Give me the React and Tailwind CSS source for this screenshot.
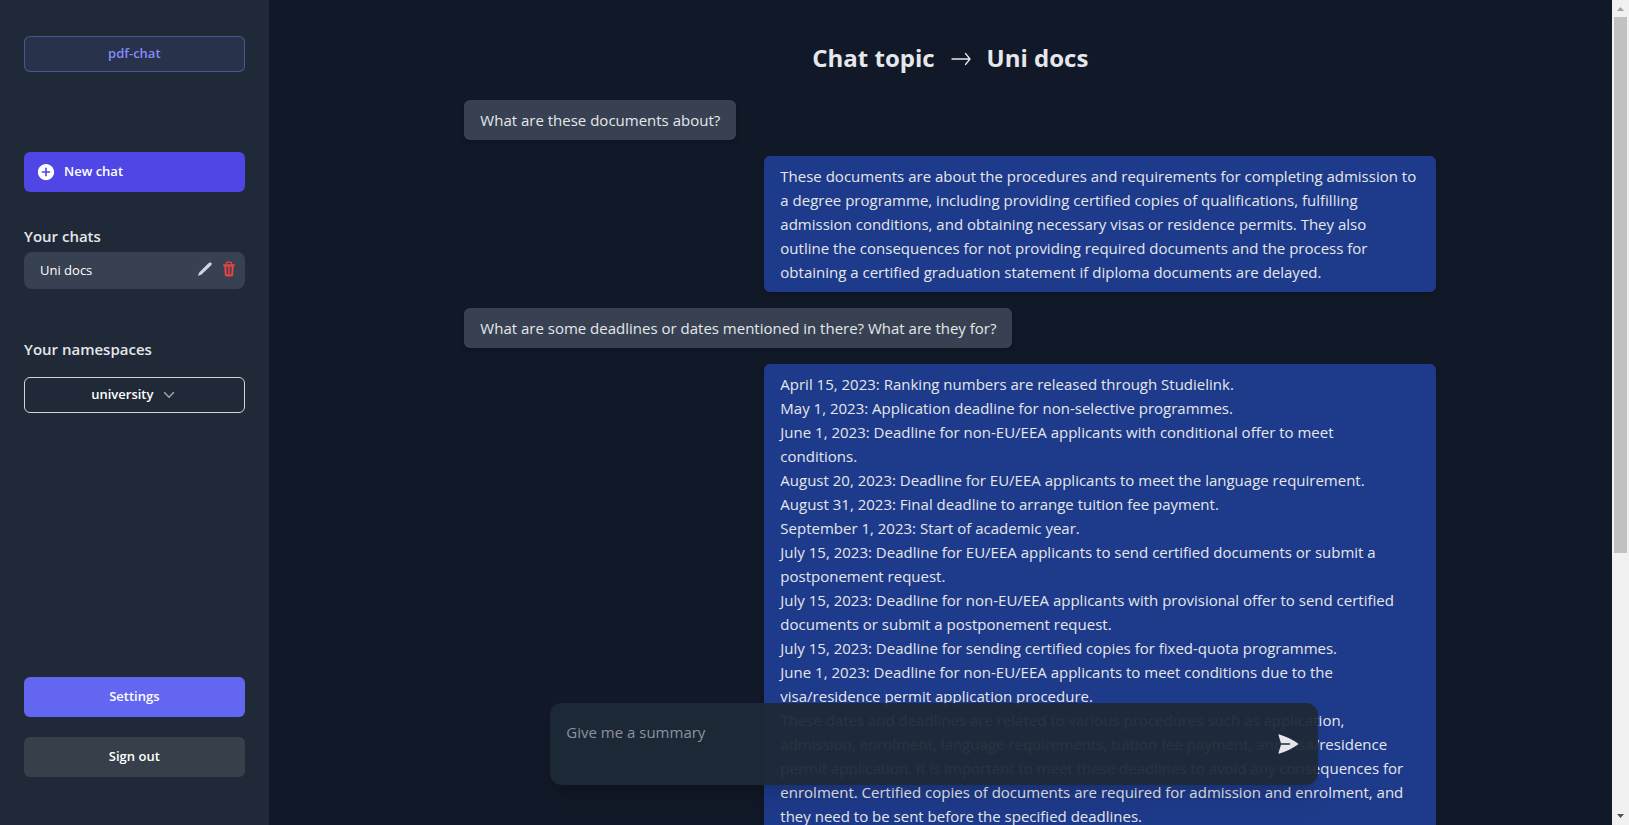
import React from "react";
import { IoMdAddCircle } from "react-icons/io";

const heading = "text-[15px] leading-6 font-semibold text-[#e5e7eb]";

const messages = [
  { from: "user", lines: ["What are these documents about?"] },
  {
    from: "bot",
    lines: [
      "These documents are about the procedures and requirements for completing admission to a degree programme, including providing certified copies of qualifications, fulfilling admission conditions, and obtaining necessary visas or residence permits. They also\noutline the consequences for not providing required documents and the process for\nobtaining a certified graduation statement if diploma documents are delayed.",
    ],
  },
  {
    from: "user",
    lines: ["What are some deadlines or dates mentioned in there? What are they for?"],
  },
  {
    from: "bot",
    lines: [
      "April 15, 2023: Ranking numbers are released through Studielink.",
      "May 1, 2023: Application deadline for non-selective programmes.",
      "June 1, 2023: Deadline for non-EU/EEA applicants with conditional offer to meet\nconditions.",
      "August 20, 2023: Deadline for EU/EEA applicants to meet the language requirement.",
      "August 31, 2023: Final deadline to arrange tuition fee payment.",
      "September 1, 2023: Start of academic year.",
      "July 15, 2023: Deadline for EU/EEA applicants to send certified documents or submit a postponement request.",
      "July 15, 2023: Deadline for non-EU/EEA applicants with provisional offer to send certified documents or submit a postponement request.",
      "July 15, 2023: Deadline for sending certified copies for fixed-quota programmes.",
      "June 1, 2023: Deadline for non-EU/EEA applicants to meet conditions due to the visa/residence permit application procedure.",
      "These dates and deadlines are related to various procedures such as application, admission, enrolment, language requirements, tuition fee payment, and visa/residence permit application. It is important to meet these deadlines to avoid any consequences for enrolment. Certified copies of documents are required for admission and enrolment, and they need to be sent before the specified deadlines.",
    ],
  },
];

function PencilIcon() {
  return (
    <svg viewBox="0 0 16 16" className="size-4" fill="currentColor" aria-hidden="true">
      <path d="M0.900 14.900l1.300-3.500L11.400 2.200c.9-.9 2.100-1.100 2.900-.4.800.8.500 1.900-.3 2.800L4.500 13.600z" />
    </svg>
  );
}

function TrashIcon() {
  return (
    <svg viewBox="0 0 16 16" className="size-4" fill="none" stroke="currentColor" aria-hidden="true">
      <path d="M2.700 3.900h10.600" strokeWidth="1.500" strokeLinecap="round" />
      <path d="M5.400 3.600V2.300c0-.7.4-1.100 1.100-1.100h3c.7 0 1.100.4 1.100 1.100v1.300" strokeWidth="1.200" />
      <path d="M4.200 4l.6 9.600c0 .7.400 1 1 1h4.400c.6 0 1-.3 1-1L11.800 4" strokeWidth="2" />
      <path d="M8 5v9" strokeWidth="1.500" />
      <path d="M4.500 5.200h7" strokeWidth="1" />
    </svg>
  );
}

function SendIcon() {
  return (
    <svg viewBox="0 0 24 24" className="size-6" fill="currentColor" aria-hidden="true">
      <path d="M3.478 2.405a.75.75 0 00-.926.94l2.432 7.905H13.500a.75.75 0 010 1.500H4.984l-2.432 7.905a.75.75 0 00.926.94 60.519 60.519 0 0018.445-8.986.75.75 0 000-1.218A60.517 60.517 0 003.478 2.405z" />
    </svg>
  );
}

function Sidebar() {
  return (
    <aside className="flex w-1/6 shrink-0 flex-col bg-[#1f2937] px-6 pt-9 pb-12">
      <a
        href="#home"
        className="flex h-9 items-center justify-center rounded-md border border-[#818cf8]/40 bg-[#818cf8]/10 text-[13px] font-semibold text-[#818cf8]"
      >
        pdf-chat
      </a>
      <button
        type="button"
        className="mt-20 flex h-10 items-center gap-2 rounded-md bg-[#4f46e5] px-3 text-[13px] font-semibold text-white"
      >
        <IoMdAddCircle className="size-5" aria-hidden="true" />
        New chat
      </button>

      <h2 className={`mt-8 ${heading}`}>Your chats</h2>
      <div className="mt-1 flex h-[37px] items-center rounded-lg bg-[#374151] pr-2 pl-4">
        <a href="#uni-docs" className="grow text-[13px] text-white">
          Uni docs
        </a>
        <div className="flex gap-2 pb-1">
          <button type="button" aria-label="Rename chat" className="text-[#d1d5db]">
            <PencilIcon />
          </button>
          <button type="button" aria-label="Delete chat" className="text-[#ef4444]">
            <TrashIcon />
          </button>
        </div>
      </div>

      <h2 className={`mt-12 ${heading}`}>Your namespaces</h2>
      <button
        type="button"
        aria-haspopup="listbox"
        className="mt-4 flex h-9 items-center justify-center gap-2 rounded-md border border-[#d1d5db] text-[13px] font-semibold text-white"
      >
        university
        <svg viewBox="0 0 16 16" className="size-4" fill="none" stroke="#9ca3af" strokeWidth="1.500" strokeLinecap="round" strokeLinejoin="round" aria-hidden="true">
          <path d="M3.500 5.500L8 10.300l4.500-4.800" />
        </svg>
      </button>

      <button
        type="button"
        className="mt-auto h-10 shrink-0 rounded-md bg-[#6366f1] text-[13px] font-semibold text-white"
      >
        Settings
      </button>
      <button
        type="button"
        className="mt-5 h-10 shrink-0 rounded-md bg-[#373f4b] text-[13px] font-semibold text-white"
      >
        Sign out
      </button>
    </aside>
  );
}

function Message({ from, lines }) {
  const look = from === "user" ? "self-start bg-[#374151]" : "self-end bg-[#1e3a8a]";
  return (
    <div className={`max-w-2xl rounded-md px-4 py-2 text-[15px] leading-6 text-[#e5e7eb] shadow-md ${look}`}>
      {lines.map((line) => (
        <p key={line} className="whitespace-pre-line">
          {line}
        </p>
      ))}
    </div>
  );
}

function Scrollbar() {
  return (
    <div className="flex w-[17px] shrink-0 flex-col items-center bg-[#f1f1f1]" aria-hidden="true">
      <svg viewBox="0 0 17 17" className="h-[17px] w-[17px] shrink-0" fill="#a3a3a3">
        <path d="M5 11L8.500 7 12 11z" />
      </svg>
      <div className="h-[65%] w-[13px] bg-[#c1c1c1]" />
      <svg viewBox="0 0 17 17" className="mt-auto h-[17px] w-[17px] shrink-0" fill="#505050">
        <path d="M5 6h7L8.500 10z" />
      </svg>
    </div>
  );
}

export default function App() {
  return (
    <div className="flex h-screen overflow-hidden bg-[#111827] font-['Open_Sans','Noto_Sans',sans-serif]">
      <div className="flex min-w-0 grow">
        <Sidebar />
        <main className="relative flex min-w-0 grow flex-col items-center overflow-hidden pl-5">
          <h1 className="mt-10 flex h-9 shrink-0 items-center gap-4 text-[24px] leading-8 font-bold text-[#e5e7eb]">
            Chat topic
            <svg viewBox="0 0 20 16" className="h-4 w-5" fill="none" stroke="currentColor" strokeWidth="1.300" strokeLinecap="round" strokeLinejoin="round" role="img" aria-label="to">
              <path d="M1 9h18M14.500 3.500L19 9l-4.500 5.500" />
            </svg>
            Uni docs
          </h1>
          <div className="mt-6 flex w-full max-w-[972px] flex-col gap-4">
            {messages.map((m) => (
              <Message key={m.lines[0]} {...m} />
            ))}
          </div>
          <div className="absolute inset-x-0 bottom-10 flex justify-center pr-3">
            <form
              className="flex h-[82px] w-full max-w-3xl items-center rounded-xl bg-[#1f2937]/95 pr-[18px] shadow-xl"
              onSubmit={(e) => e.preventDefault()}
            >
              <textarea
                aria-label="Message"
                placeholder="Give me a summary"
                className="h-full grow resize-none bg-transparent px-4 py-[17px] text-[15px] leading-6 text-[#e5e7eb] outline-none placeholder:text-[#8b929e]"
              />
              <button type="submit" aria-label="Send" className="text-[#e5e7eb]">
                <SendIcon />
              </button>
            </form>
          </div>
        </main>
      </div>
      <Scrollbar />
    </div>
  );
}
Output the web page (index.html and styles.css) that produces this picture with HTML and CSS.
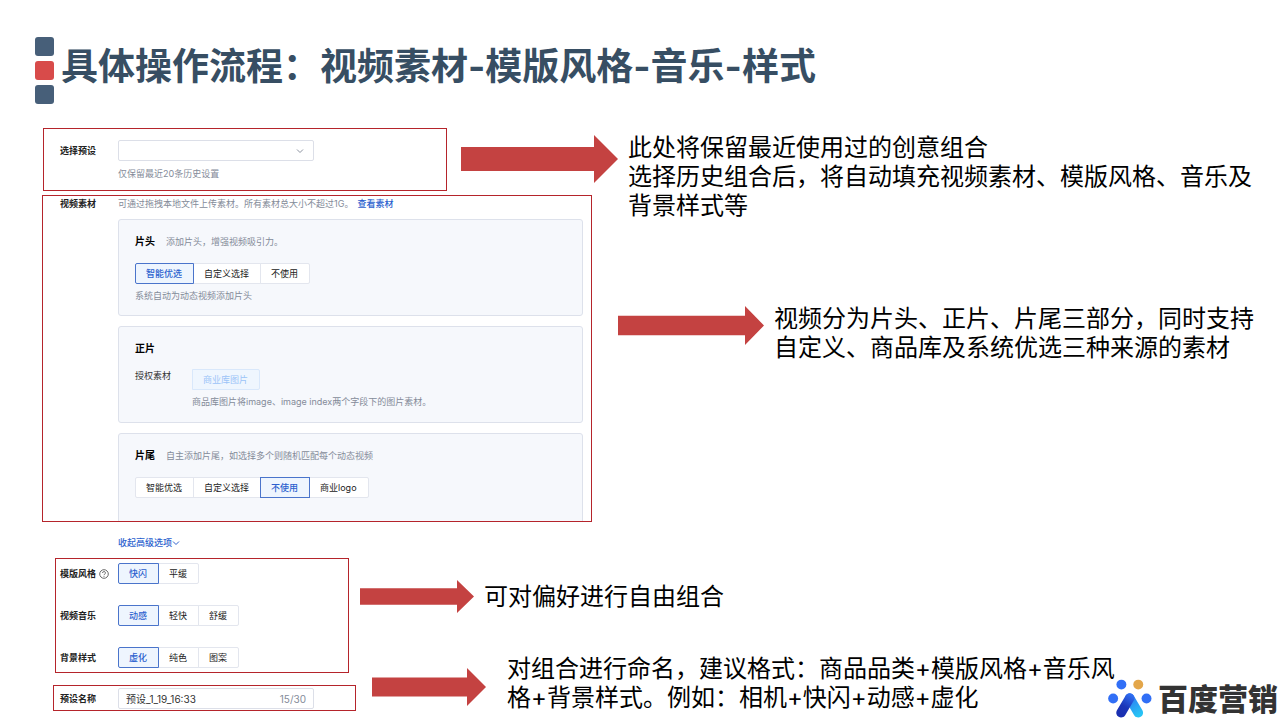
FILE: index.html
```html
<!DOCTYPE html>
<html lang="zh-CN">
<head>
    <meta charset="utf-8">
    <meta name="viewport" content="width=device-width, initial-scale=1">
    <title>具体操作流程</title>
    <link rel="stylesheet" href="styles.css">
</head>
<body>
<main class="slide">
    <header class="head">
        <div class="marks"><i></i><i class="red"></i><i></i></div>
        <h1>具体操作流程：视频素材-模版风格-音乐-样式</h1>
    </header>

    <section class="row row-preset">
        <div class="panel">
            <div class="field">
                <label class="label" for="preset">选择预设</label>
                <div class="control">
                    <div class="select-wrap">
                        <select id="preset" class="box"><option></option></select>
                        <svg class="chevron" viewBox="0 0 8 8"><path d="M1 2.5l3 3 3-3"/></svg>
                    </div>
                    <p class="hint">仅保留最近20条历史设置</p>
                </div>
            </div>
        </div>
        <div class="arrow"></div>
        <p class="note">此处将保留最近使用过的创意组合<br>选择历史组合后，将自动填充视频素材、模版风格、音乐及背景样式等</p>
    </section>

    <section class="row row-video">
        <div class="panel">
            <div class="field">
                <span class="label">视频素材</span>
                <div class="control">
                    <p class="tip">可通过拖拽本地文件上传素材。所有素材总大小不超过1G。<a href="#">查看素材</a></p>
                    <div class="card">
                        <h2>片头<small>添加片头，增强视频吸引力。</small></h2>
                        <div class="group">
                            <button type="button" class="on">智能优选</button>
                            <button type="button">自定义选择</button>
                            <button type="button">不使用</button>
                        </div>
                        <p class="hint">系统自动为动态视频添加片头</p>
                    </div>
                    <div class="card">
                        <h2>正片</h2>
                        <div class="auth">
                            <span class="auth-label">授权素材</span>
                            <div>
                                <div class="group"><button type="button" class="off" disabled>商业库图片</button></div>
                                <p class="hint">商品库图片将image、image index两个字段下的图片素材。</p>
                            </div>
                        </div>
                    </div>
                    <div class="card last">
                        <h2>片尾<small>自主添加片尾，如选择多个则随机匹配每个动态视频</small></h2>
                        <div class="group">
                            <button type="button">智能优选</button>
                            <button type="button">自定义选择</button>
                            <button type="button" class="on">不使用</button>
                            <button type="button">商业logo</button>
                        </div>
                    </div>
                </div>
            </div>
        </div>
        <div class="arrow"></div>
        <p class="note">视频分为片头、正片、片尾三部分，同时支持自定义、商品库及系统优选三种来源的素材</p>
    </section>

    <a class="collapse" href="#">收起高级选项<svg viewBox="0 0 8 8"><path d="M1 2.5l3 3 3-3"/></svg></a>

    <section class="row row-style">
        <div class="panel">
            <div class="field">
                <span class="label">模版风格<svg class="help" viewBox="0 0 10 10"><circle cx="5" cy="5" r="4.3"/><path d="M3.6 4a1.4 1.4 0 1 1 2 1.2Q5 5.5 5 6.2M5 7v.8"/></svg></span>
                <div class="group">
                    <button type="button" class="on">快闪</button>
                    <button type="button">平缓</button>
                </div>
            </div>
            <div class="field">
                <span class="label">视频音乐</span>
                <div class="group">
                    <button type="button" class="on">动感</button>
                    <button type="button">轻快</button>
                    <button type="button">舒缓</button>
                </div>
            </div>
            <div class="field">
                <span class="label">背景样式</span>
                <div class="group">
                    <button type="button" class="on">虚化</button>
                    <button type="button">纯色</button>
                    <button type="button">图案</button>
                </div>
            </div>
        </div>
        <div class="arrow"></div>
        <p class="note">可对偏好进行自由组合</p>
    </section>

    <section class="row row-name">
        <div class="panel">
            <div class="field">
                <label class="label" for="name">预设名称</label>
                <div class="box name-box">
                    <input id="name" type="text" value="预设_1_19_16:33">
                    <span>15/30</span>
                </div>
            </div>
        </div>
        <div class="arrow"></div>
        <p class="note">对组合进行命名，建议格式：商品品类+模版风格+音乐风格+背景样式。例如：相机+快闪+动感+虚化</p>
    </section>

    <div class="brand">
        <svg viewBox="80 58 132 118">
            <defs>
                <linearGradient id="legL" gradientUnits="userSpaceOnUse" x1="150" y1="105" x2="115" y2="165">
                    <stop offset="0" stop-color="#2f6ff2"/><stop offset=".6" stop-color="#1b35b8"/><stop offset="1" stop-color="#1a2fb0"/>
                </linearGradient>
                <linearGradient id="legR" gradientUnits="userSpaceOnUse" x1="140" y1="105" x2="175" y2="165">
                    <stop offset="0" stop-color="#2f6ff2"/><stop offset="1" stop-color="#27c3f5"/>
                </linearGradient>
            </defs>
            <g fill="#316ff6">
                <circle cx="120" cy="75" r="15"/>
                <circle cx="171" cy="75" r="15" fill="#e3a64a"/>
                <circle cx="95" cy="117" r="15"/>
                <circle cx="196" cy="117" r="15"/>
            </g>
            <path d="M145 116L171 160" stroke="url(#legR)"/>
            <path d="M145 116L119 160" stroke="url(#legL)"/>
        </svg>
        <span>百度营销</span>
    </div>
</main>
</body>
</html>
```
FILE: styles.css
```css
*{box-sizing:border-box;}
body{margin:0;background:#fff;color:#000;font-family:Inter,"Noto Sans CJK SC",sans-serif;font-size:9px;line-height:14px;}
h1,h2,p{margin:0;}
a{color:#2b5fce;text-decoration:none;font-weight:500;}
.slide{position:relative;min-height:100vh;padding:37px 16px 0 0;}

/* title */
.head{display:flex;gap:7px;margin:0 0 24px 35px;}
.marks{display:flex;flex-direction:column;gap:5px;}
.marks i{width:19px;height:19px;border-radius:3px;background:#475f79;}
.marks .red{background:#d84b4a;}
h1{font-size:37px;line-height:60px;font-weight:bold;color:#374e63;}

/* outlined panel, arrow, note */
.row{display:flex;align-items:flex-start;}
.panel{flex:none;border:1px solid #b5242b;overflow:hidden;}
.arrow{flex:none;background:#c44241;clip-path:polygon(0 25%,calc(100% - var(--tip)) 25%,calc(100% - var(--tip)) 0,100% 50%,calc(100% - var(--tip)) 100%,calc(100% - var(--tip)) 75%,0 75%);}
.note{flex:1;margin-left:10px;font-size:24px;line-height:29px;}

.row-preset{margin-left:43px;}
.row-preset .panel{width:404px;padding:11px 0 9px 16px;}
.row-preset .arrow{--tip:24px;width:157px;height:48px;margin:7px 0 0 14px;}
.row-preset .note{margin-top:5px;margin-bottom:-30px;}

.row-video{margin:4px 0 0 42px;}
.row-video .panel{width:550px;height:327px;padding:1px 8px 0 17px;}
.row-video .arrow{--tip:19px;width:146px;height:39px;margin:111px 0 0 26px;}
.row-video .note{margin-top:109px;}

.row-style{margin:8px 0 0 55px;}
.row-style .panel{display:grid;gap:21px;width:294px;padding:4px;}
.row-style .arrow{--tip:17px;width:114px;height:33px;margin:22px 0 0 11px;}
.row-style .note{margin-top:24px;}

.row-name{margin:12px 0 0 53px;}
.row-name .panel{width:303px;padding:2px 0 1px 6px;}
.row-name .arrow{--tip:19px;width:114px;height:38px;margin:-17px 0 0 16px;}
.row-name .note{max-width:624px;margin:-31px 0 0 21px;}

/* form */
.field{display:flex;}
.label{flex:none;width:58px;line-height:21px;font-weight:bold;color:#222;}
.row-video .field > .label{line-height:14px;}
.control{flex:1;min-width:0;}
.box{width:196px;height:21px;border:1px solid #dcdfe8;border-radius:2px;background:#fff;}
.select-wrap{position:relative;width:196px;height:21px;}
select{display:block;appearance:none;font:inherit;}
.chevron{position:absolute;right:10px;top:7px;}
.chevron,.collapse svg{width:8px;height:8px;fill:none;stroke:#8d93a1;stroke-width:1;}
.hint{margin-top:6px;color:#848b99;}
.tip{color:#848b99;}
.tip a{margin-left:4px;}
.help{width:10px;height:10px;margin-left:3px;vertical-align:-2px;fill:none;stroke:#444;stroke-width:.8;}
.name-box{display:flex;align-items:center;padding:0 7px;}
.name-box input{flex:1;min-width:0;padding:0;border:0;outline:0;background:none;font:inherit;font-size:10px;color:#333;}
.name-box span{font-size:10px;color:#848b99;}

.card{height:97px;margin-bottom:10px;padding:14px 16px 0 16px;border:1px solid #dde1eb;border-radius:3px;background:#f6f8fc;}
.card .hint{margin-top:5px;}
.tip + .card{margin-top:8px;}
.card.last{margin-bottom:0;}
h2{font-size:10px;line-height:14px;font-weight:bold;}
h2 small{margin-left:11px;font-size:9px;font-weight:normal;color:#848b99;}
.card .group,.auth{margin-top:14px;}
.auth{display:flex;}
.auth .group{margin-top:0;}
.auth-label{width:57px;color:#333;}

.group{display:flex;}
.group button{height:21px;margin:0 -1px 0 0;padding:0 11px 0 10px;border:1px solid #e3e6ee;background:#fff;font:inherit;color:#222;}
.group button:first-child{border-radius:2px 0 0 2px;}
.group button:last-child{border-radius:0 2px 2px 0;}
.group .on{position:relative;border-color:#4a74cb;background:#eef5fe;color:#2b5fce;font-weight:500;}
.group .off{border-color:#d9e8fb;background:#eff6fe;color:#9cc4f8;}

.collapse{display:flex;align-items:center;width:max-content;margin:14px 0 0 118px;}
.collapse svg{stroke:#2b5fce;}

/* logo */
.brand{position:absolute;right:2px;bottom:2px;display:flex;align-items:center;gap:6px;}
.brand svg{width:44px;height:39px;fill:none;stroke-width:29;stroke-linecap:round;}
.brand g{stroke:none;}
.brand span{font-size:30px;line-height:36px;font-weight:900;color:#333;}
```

* * * * *

__What is asked__. Your answer should be a single number: the count of lines that contain "styles".

__The reply__. 3